AlphaZero and MuZero
AlphaZero and MuZero are powerful, general AI systems, that mastered a range of board games and video games — and are now helping us solve real-world problems.
AlphaZero: A dynamic and creative player
AlphaZero represents a crucial step towards creating more general systems. It taught itself, from scratch, to master the board games of chess, shogi, and Go. In doing so, it became the strongest player in history for each.
The system is the successor to AlphaGo, the first AI to defeat a professional human Go player and one that inspired a new era of AI advances.
Unlike AlphaGo, which learned to play Go by analyzing millions of moves from amateur games, AlphaZero’s neural network was only given the rules of each game.
It then learned each game by playing itself millions of times. Through a process of trial and error, called reinforcement learning, the system learned to select the most promising moves and boost its chances of winning.
AlphaZero mastered chess in just 9 hours. Shogi in 12 hours. And Go in 13 days. In each game, it learned to play with a unique and creative style.
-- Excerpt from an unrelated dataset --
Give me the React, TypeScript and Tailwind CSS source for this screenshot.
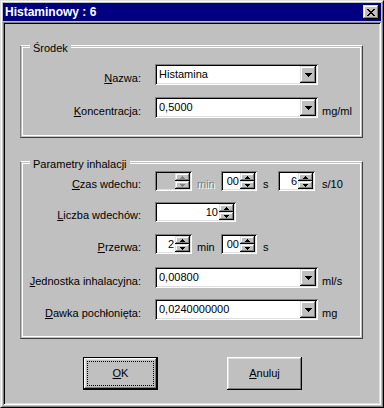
import React from "react";

const sunken =
  "shadow-[inset_1px_1px_0_#808080,inset_-1px_-1px_0_#ffffff,inset_2px_2px_0_#000000,inset_-2px_-2px_0_#dfdfdf]";
const raisedSmall =
  "shadow-[inset_-1px_-1px_0_#000000,inset_1px_1px_0_#dfdfdf,inset_-2px_-2px_0_#808080,inset_2px_2px_0_#ffffff]";
const raised =
  "shadow-[inset_-1px_-1px_0_#000000,inset_1px_1px_0_#ffffff,inset_-2px_-2px_0_#808080,inset_2px_2px_0_#dfdfdf]";

function U({ c }: { c: string }) {
  return <span className="underline underline-offset-[1px]">{c}</span>;
}

function DownArrow() {
  return (
    <svg width="7" height="4" shapeRendering="crispEdges">
      <path d="M0 0h7v1H0z M1 1h5v1H1z M2 2h3v1H2z M3 3h1v1H3z" fill="#000" />
    </svg>
  );
}

function SmallArrow({ up, disabled }: { up: boolean; disabled?: boolean }) {
  const d = up
    ? "M2 0h1v1H2z M1 1h3v1H1z M0 2h5v1H0z"
    : "M0 0h5v1H0z M1 1h3v1H1z M2 2h1v1H2z";
  return (
    <svg width="5" height="3" shapeRendering="crispEdges">
      <path d={d} fill={disabled ? "#808080" : "#000"} />
    </svg>
  );
}

function Combo({ value }: { value: string }) {
  return (
    <div className={`w-[163px] h-[21px] bg-white ${sunken} flex items-center p-[2px] shrink-0`}>
      <span className="flex-1 pl-[2px] leading-[13px] whitespace-nowrap">{value}</span>
      <div className={`w-[16px] h-[17px] bg-[#c0c0c0] ${raisedSmall} flex items-center justify-center`}>
        <DownArrow />
      </div>
    </div>
  );
}

function Spin({
  widthClass,
  value,
  disabled,
}: {
  widthClass: string;
  value: string;
  disabled?: boolean;
}) {
  return (
    <div
      className={`${widthClass} h-[20px] ${disabled ? "bg-[#c0c0c0]" : "bg-white"} ${sunken} flex p-[2px] shrink-0`}
    >
      <div className="flex-1 flex items-center justify-end pr-[1px] leading-[13px]">{value}</div>
      <div className="w-[15px] flex flex-col">
        <div className={`h-[8px] bg-[#c0c0c0] ${raisedSmall} flex items-center justify-center`}>
          <SmallArrow up disabled={disabled} />
        </div>
        <div className={`h-[8px] bg-[#c0c0c0] ${raisedSmall} flex items-center justify-center`}>
          <SmallArrow up={false} disabled={disabled} />
        </div>
      </div>
    </div>
  );
}

function Label({ children }: { children: React.ReactNode }) {
  return (
    <div className="w-[118px] mr-[14px] text-right leading-[13px] whitespace-nowrap shrink-0">
      {children}
    </div>
  );
}

function Group({
  title,
  className,
  children,
}: {
  title: string;
  className: string;
  children: React.ReactNode;
}) {
  return (
    <div
      className={`relative border border-t-white border-l-[#808080] border-r-[#404040] border-b-[#404040] p-[1px] ${className}`}
    >
      <div className="border border-white h-full">{children}</div>
      <span className="absolute top-[-4px] left-[9px] px-[3px] bg-[#c0c0c0] leading-[13px]">
        {title}
      </span>
    </div>
  );
}

function CloseBtn() {
  return (
    <div className={`w-[16px] h-[14px] bg-[#c0c0c0] ${raisedSmall} flex items-center justify-center`}>
      <svg width="8" height="7" shapeRendering="crispEdges">
        <path
          d="M0 0h2v1H0z M6 0h2v1H6z M1 1h2v1H1z M5 1h2v1H5z M2 2h4v1H2z M3 3h2v1H3z M2 4h4v1H2z M1 5h2v1H1z M5 5h2v1H5z M0 6h2v1H0z M6 6h2v1H6z"
          fill="#000"
        />
      </svg>
    </div>
  );
}

export default function App() {
  return (
    <div className="w-[384px] h-[408px] bg-[#c0c0c0] font-['Liberation_Sans',Arial,sans-serif] text-[11px] text-black border border-t-[#dfdfdf] border-l-[#dfdfdf] border-r-black border-b-black">
      <div className="h-full border border-t-white border-l-white border-r-[#808080] border-b-[#808080] p-[1px] flex flex-col">
        <div className="h-[18px] bg-[#000080] flex items-center pl-[2px] pr-[2px] shrink-0">
          <span className="text-white font-bold text-[12px] leading-[14px] flex-1">Histaminowy : 6</span>
          <CloseBtn />
        </div>
        <div className={`mt-[1px] flex-1 ${sunken} p-[2px] flex flex-col`}>
          <Group title="Środek" className="ml-[15px] mt-[21px] w-[343px] h-[93px]">
            <div className="pt-[16px] flex flex-col gap-[12px]">
              <div className="flex items-end">
                <Label>
                  <U c="N" />
                  azwa:
                </Label>
                <Combo value="Histamina" />
              </div>
              <div className="flex items-end">
                <Label>
                  <U c="K" />
                  oncentracja:
                </Label>
                <Combo value="0,5000" />
                <span className="ml-[4px] leading-[13px]">mg/ml</span>
              </div>
            </div>
          </Group>

          <Group title="Parametry inhalacji" className="ml-[15px] mt-[23px] w-[343px] h-[178px]">
            <div className="pt-[7px] flex flex-col">
              <div className="flex items-end">
                <Label>
                  <U c="C" />
                  zas wdechu:
                </Label>
                <Spin widthClass="w-[37px]" value="" disabled />
                <span className="w-[29px] pl-[5px] leading-[13px] text-[#808080] [text-shadow:1px_1px_0_#ffffff] shrink-0">
                  min
                </span>
                <Spin widthClass="w-[36px]" value="00" />
                <span className="w-[21px] pl-[6px] leading-[13px] shrink-0">s</span>
                <Spin widthClass="w-[37px]" value="6" />
                <span className="ml-[7px] leading-[13px]">s/10</span>
              </div>
              <div className="flex items-end mt-[11px]">
                <Label>
                  <U c="L" />
                  iczba wdechów:
                </Label>
                <Spin widthClass="w-[81px]" value="10" />
              </div>
              <div className="flex items-end mt-[12px]">
                <Label>
                  <U c="P" />
                  rzerwa:
                </Label>
                <Spin widthClass="w-[37px]" value="2" />
                <span className="w-[29px] pl-[5px] leading-[13px] shrink-0">min</span>
                <Spin widthClass="w-[36px]" value="00" />
                <span className="ml-[6px] leading-[13px]">s</span>
              </div>
              <div className="flex items-end mt-[13px]">
                <Label>
                  <U c="J" />
                  ednostka inhalacyjna:
                </Label>
                <Combo value="0,00800" />
                <span className="ml-[4px] leading-[13px]">ml/s</span>
              </div>
              <div className="flex items-end mt-[11px]">
                <Label>
                  <U c="D" />
                  awka pochłonięta:
                </Label>
                <Combo value="0,0240000000" />
                <span className="ml-[4px] leading-[13px]">mg</span>
              </div>
            </div>
          </Group>

          <div className="mt-[18px] flex pl-[78px] gap-[69px]">
            <div className="w-[75px] h-[33px] border border-black">
              <div className={`w-full h-full bg-[#c0c0c0] ${raised} p-[3px]`}>
                <div className="w-full h-full border border-dotted border-black flex items-center justify-center leading-[13px]">
                  <span>
                    <U c="O" />K
                  </span>
                </div>
              </div>
            </div>
            <div className={`w-[75px] h-[33px] bg-[#c0c0c0] ${raised} flex items-center justify-center leading-[13px]`}>
              <span>
                <U c="A" />
                nuluj
              </span>
            </div>
          </div>
        </div>
      </div>
    </div>
  );
}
In chess, for example, the model developed a highly dynamic and “unconventional” playing style, which has since been studied at the highest levels of the game.
MuZero: AI that can plan
MuZero goes one step further than AlphaZero.
Without being told the rules of any game, MuZero matches AlphaZero’s level of performance in Go, chess and shogi, and also learns to master a suite of visually complex Atari games.
It does this by learning a model of its environment, such as the game it's playing. MuZero then uses that model to plan the best course of action.
Crucially, it only models three aspects of its environment that are important to its decision-making process - how good is the current position? Which action is the best to take? And how good was the last action?
These are all learned using a deep neural network and are all that is needed for MuZero to understand what happens when it takes an action and to plan accordingly.
MuZero’s ability to plan solves a long-standing research problem and is a significant step forward for AI systems that will need to solve complex, real-world problems.
Proving AI’s potential
Mastering games was only ever a proof of principle for AlphaZero and MuZero.
Both of these systems demonstrate that a single algorithm can learn how to discover new knowledge in a range of settings.
And both are crucial steps to creating general and capable AI systems that can solve a wide range of real-world problems.
For example, new versions of AlphaZero have discovered faster sorting, hashing, and matrix multiplication algorithms, which are now used trillions of times a day across the world.
Meanwhile, MuZero is helping to more efficiently compress YouTube videos, reducing internet traffic and delivering millions of hours of content more efficiently every day. That means better access to information and entertainment for billions of people.
And that’s just the beginning. Both are paving the way towards tackling new challenges in robotics, industrial systems, and other messy real-world environments where the “rules of the game” are not known.